Return the lines below that carry the word "Tailwind".

────

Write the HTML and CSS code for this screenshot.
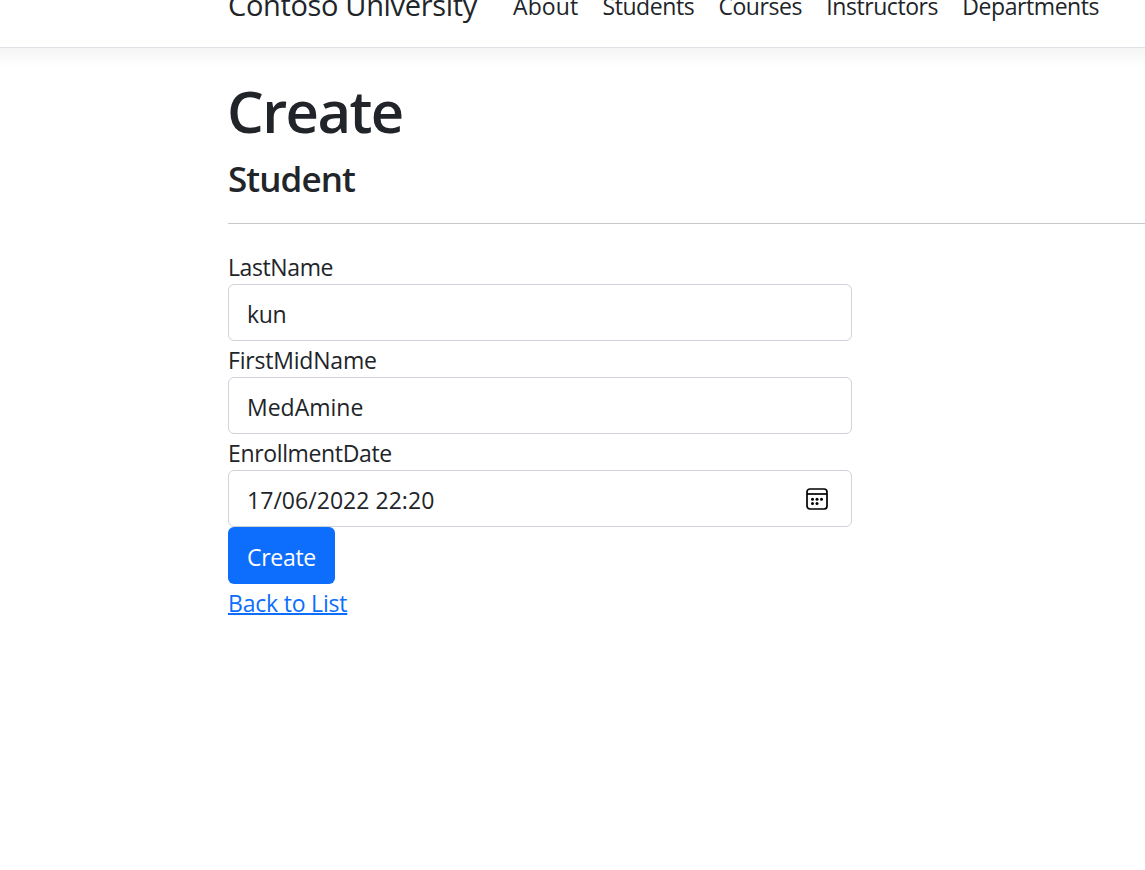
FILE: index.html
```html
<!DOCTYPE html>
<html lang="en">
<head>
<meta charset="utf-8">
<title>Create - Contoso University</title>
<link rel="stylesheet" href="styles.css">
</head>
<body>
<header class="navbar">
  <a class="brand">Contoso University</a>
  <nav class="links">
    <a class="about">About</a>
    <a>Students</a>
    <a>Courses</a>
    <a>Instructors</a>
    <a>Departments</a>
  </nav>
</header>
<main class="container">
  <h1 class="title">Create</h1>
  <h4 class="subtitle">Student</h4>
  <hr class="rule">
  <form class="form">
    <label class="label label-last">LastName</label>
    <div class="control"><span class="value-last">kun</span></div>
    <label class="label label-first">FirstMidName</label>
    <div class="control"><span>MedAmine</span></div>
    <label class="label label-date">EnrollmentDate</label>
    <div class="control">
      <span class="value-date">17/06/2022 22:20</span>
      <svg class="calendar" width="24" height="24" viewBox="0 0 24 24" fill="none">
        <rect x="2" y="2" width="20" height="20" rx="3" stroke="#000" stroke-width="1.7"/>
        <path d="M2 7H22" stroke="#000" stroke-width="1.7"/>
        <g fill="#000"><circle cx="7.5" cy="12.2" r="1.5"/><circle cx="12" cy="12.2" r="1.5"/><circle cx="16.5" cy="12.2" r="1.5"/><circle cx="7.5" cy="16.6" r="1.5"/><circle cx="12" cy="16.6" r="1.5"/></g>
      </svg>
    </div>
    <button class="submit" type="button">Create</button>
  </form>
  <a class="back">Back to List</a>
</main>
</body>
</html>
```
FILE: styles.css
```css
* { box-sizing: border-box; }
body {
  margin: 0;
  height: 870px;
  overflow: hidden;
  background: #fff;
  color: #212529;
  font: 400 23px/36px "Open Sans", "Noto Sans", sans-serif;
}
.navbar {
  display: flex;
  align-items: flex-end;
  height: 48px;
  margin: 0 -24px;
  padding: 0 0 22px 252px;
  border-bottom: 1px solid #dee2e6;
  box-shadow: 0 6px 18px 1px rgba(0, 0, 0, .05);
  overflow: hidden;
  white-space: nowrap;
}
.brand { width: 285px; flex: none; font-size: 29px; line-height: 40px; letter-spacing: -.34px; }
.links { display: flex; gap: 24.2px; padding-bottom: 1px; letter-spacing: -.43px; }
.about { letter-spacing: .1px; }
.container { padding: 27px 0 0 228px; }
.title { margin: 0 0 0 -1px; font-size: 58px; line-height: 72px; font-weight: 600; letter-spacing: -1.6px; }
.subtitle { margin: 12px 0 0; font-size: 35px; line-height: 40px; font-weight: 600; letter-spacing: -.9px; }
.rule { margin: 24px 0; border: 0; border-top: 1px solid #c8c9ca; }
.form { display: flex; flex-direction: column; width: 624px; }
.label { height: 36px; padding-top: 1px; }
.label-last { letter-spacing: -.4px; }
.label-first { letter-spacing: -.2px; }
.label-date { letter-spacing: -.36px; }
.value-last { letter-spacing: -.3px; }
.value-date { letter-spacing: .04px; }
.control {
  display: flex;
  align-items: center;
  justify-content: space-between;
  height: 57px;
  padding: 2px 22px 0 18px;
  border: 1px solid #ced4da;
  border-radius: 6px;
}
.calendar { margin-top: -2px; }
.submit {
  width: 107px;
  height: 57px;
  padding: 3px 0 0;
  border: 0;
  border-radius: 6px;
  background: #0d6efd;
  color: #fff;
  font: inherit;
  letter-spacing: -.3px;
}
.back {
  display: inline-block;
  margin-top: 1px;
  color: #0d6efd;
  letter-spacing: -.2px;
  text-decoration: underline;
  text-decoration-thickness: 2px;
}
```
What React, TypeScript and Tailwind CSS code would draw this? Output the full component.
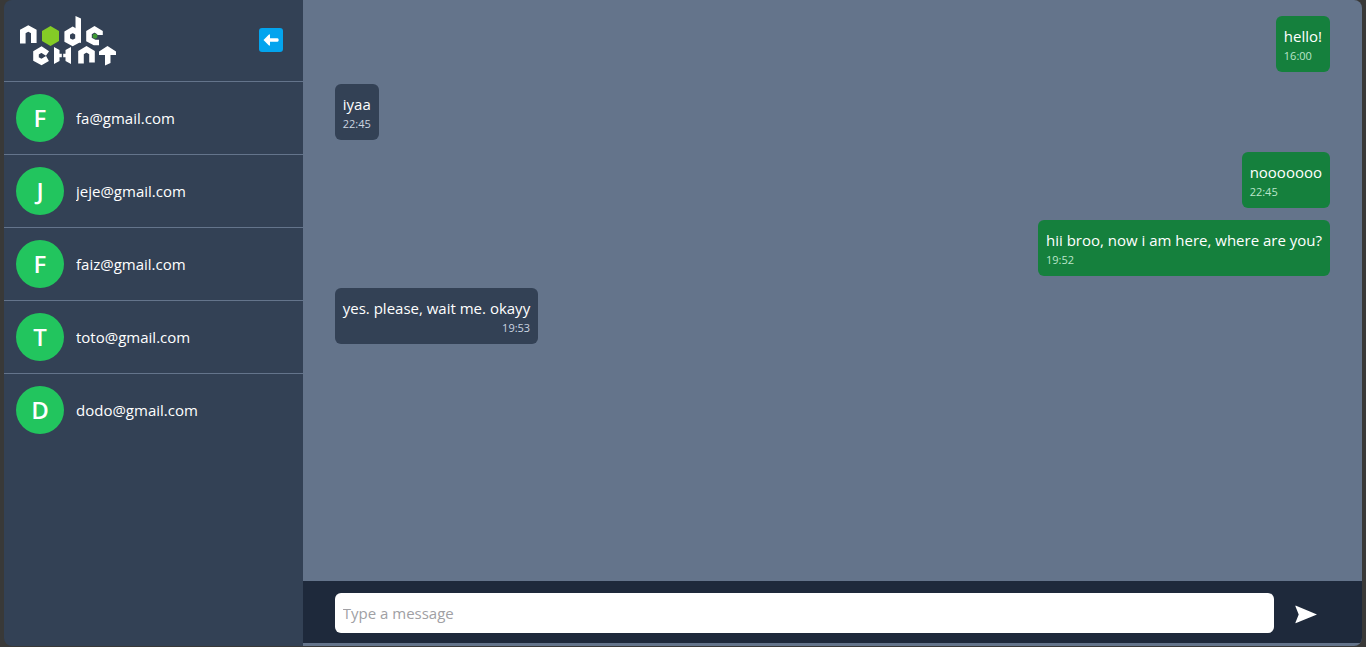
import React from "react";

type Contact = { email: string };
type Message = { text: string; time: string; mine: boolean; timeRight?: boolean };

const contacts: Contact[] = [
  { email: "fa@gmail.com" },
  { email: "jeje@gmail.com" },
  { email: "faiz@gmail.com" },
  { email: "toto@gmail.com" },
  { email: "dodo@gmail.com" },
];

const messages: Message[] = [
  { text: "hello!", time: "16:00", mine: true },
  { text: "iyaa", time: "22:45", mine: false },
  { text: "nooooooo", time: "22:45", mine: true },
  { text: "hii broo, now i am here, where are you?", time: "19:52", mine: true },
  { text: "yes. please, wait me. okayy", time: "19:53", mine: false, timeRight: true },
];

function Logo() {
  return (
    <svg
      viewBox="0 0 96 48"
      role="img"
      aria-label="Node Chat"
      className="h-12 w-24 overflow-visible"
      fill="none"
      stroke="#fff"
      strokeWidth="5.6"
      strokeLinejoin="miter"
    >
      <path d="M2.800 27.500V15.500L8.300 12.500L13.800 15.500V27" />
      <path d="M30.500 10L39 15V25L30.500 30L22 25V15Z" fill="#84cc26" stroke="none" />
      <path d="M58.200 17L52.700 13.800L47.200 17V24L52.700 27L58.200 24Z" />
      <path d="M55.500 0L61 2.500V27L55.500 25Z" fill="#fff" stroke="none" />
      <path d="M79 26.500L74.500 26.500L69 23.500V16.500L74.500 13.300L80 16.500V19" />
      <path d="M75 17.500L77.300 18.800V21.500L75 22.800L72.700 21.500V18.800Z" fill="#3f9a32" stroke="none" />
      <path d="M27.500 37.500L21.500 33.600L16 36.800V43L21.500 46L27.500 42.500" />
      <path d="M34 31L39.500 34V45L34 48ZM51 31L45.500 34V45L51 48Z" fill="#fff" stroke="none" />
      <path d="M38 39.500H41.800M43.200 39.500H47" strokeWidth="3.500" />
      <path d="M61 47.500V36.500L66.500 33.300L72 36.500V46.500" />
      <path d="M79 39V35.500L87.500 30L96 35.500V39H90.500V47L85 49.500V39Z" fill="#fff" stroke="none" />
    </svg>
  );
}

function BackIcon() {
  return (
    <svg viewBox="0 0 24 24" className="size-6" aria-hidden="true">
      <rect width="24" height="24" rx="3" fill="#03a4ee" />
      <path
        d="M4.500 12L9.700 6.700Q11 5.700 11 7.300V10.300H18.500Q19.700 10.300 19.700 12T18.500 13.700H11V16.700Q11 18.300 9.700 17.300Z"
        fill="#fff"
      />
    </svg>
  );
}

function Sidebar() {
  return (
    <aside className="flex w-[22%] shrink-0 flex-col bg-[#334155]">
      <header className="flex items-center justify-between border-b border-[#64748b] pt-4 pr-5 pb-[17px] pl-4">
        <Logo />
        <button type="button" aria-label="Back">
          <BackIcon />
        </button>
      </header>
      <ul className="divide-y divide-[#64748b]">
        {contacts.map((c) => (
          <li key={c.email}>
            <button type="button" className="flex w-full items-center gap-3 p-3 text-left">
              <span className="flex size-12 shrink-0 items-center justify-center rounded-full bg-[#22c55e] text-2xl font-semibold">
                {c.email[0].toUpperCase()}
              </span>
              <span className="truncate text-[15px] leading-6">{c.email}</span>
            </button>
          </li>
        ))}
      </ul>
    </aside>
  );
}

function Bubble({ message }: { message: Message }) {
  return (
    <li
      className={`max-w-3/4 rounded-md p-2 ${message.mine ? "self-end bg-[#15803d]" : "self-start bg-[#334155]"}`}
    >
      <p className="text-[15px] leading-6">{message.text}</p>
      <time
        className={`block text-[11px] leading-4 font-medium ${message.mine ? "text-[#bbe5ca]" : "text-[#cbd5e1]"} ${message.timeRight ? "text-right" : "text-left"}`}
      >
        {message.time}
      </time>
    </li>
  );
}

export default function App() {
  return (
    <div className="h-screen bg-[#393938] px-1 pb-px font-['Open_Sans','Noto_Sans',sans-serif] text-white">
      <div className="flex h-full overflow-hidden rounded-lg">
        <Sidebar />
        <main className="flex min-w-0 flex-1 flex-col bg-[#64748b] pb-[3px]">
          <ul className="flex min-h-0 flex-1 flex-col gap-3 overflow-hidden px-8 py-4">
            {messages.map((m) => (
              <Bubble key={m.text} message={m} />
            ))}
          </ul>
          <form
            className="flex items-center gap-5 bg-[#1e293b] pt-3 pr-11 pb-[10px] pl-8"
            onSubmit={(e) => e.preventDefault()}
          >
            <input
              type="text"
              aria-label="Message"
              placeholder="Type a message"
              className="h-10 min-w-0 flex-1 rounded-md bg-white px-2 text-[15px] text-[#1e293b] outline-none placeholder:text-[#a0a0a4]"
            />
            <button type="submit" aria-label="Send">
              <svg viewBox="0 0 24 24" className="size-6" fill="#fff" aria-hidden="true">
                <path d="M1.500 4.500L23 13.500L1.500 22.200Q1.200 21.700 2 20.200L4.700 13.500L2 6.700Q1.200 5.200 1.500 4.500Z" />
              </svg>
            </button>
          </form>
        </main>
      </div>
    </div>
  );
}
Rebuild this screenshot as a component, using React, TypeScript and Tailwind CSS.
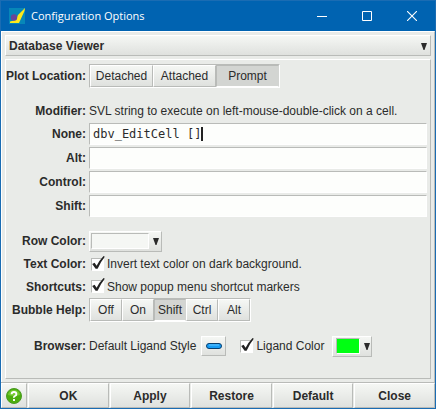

────

## Solution
What React, TypeScript and Tailwind CSS code would draw this? Output the full component.
Rebuild this screenshot as a component, using React, TypeScript and Tailwind CSS.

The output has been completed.